Take the marketing out of the Prometa program” (11-18) is now a second fair and balanced editorial in The News Tribune on this important subject. It’s been carefully and thoughtfully written and wrestles with some delicate issues within this story that seem to generate more heat than light.
There is some sense to what is said, and, in principle, I don’t strongly disagree.
However, I would ask this question: If you had a child caught in the throes of meth addiction, and if the Pierce County Alliance knew from compelling firsthand experience that Prometa worked as described, and if the only way for your family to get word of it was by PCA sharing that information, wouldn’t you want to know?
I believe exactly that to be the case. What’s going on in PCA is, in and of itself, evidence-based medicine. EBM is not only double-blind, placebo-controlled studies. It includes firsthand clinical experience in the field. It also includes the expert opinion of leaders in the field. PCA offers us both of those.
In Hawaii, we’ve relied on the experience and leadership of PCA and, as a result, had the confidence to move ahead with Prometa funding in our state Legislature and with treating patients referred by a judge offering someone a last chance.
We treated our first drug court patient at the beginning of October, a young mother of six who, because of multiple drug and related nonviolent property crimes, had been put into and failed the drug court program.
Her drugs of choice were alcohol and crack cocaine. She was on her way to prison for a 20- to 25-year term.
Six weeks later, she reports not only no cravings for drugs or alcohol, but “no thoughts” of drugs at all.
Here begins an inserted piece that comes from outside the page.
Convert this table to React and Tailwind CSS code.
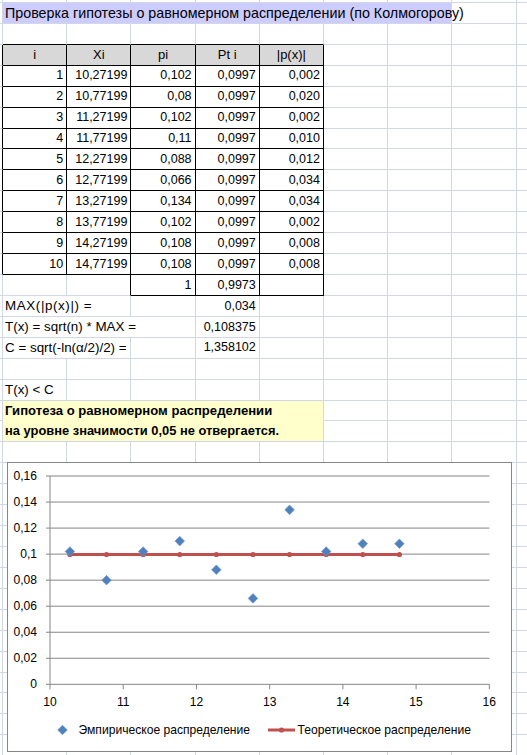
import React from "react";

// Excel-like sheet: 64.2px columns, ~21px rows
const W = {
  1: "w-[64.2px]",
  2: "w-[128.4px]",
  3: "w-[192.6px]",
  5: "w-[321px]",
  7: "w-[449.4px]",
};

const GRID = "border-r-[#d0d7e5] border-b-[#d0d7e5]";
const BOX = "border-r-black border-b-black";

const data = [
  ["1", "10,27199", "0,102", "0,0997", "0,002"],
  ["2", "10,77199", "0,08", "0,0997", "0,020"],
  ["3", "11,27199", "0,102", "0,0997", "0,002"],
  ["4", "11,77199", "0,11", "0,0997", "0,010"],
  ["5", "12,27199", "0,088", "0,0997", "0,012"],
  ["6", "12,77199", "0,066", "0,0997", "0,034"],
  ["7", "13,27199", "0,134", "0,0997", "0,034"],
  ["8", "13,77199", "0,102", "0,0997", "0,002"],
  ["9", "14,27199", "0,108", "0,0997", "0,008"],
  ["10", "14,77199", "0,108", "0,0997", "0,008"],
];

// each row: { gutter: border class for the 3px gutter, cells: [...] }
// a cell: { s: span, t: text, a: "l" | "r" | "c", cls: extra classes }
function buildRows() {
  const rows = [];
  rows.push({
    gutter: GRID,
    cells: [{ s: 7, t: "Проверка гипотезы о равномерном распределении (по Колмогорову)", cls: "text-[14.3px] bg-[#ccccff] " + GRID }],
  });
  rows.push({ gutter: GRID, cells: [1, 2, 3, 4, 5].map(() => ({ cls: "border-r-[#d0d7e5] border-b-black" })) });
  rows.push({
    gutter: "border-r-black border-b-[#d0d7e5]",
    cells: ["i", "Xi", "pi", "Pt i", "|p(x)|"].map((t) => ({ t, a: "c", cls: "text-[13px] bg-[#d8d8d8] " + BOX })),
  });
  data.forEach((r) => {
    rows.push({
      gutter: "border-r-black border-b-[#d0d7e5]",
      cells: r.map((t) => ({ t, a: "r", cls: BOX })),
    });
  });
  rows.push({
    gutter: GRID,
    cells: [
      { cls: GRID },
      { cls: "border-r-black border-b-[#d0d7e5]" },
      { t: "1", a: "r", cls: BOX },
      { t: "0,9973", a: "r", cls: BOX },
      { cls: BOX },
    ],
  });
  rows.push({ gutter: GRID, cells: [{ s: 2, t: "MAX(|p(x)|) =", cls: "text-[13.4px] tracking-[0.6px] " + GRID }, {}, { t: "0,034", a: "r" }] });
  rows.push({ gutter: GRID, cells: [{ s: 3, t: "T(x) = sqrt(n) * MAX =", cls: "text-[13.4px] " + GRID }, { t: "0,108375", a: "r" }] });
  rows.push({ gutter: GRID, cells: [{ s: 2, t: "C = sqrt(-ln(α/2)/2) =", cls: "text-[13.4px] " + GRID }, {}, { t: "1,358102", a: "r" }] });
  rows.push({ gutter: GRID, cells: [] });
  rows.push({ gutter: GRID, cells: [{ t: "T(x) < C", cls: "text-[13.4px] " + GRID }] });
  rows.push({
    gutter: GRID,
    cells: [{ s: 5, t: "Гипотеза о равномерном распределении", cls: "text-[13.1px] bg-[#ffffcc] font-bold border-r-[#d0d7e5] border-b-[#ffffcc]" }],
  });
  rows.push({
    gutter: GRID,
    cells: [{ s: 5, t: "на уровне значимости 0,05 не отвергается.", cls: "text-[12.9px] bg-[#ffffcc] font-bold " + GRID }],
  });
  while (rows.length < 36) rows.push({ gutter: GRID, cells: [] });
  return rows;
}

function Row({ row }) {
  const cells = [];
  let used = 0;
  row.cells.forEach((c, i) => {
    const s = c.s || 1;
    used += s;
    const align = c.a === "r" ? "justify-end pr-[3px]" : c.a === "c" ? "justify-center" : "justify-start pl-[2px]";
    cells.push(
      <div
        key={i}
        className={`${W[s]} shrink-0 h-full border-r border-b flex items-center whitespace-nowrap ${align} ${c.cls || GRID}`}
      >
        {c.t}
      </div>
    );
  });
  for (let k = used; k < 9; k++) {
    cells.push(<div key={"e" + k} className={`${W[1]} shrink-0 h-full border-r border-b ${GRID}`} />);
  }
  return (
    <div className="flex h-[20.93px]">
      <div className={`w-[3px] shrink-0 h-full border-r border-b ${row.gutter}`} />
      {cells}
    </div>
  );
}

const emp = [0.102, 0.08, 0.102, 0.11, 0.088, 0.066, 0.134, 0.102, 0.108, 0.108];
const X = (v) => 50 + (v - 10) * 73.22;
const Y = (v) => 476 + ((0.16 - v) / 0.02) * 26.04;

function Chart() {
  const xs = emp.map((_, k) => 10.27199 + 0.5 * k);
  const yTicks = [0, 0.02, 0.04, 0.06, 0.08, 0.1, 0.12, 0.14, 0.16];
  const yLabels = ["0", "0,02", "0,04", "0,06", "0,08", "0,1", "0,12", "0,14", "0,16"];
  const diamond = (x, y, k) => (
    <polygon key={k} points={`${x},${y - 4.8} ${x + 4.8},${y} ${x},${y + 4.8} ${x - 4.8},${y}`} fill="#4f81bd" stroke="#6a95c9" strokeWidth="0.6" />
  );
  return (
    <div className="absolute left-[7px] top-[462px] w-[505px] h-[290px] border border-[#868686] bg-white">
      <svg width="503" height="288" className="block">
        <g transform="translate(-8,-463)" fontFamily="'Liberation Sans', Arial, sans-serif" fontSize="12.1" fill="#000">
          {yTicks.map((v, i) => (
            <g key={i}>
              <line x1="46" x2="489.5" y1={Y(v)} y2={Y(v)} stroke="#868686" strokeWidth="1" />
              <text x="37" y={Y(v) + 4} textAnchor="end">{yLabels[i]}</text>
            </g>
          ))}
          <line x1="50" x2="50" y1={Y(0.16)} y2={Y(0) + 0.5} stroke="#868686" strokeWidth="1" />
          {[10, 11, 12, 13, 14, 15, 16].map((v) => (
            <g key={v}>
              <line x1={X(v)} x2={X(v)} y1={Y(0)} y2={Y(0) + 5} stroke="#868686" strokeWidth="1" />
              <text x={X(v)} y="706" textAnchor="middle">{v}</text>
            </g>
          ))}
          <line x1={X(xs[0])} x2={X(xs[9])} y1={Y(0.0997)} y2={Y(0.0997)} stroke="#c0504d" strokeWidth="3" />
          {xs.map((x, k) => (
            <circle key={k} cx={X(x)} cy={Y(0.0997)} r="2.6" fill="#c0504d" />
          ))}
          {xs.map((x, k) => diamond(X(x), Y(emp[k]), k))}
          {diamond(62.5, 730, "l")}
          <text x="78.5" y="734">Эмпирическое распределение</text>
          <line x1="268" x2="295" y1="730" y2="730" stroke="#c0504d" strokeWidth="3" />
          <circle cx="281.5" cy="730" r="2.6" fill="#c0504d" />
          <text x="297.5" y="734">Теоретическое распределение</text>
        </g>
      </svg>
    </div>
  );
}

export default function App() {
  const rows = buildRows();
  return (
    <div className="relative w-[527px] h-[755px] overflow-hidden bg-white text-black font-['Liberation_Sans',Arial,sans-serif] text-[12.5px] leading-none">
      <div className="h-[3px] flex">
        <div className="w-[3px] shrink-0 border-r border-b border-r-[#d0d7e5] border-b-[#d0d7e5]" />
        {Array.from({ length: 9 }).map((_, i) => (
          <div key={i} className="w-[64.2px] shrink-0 border-r border-b border-r-[#d0d7e5] border-b-[#d0d7e5]" />
        ))}
      </div>
      {rows.map((r, i) => (
        <Row key={i} row={r} />
      ))}
      <Chart />
    </div>
  );
}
This despite facing a number of extremely stressful episodes at home, the kind that would normally lead her to seek escape through drugs.
That’s what patients tell us that Prometa does for them; it reduces the cravings, certainly, but also “breaks the link” from daily patterns of unsolicited overwhelming thoughts of drugs.
Clearly, this is a profound effect that can pave the way for counseling to work.
This judge had sent us his “worst-case” subject, just to “really test it.” That’s exactly what happened at PCA. I can assure you that without PCA, and without the knowledge of the work and results there, this woman would be in prison instead of being safe at home with her husband and children.
That’s also why we feel so protective of PCA and the dedicated people working there. They’re saving lives and families in your community, and they’re helping to save lives and families in ours as well.
Jim Dorsey is the managing director of Island Recovery Centers on Oahu, Hawaii.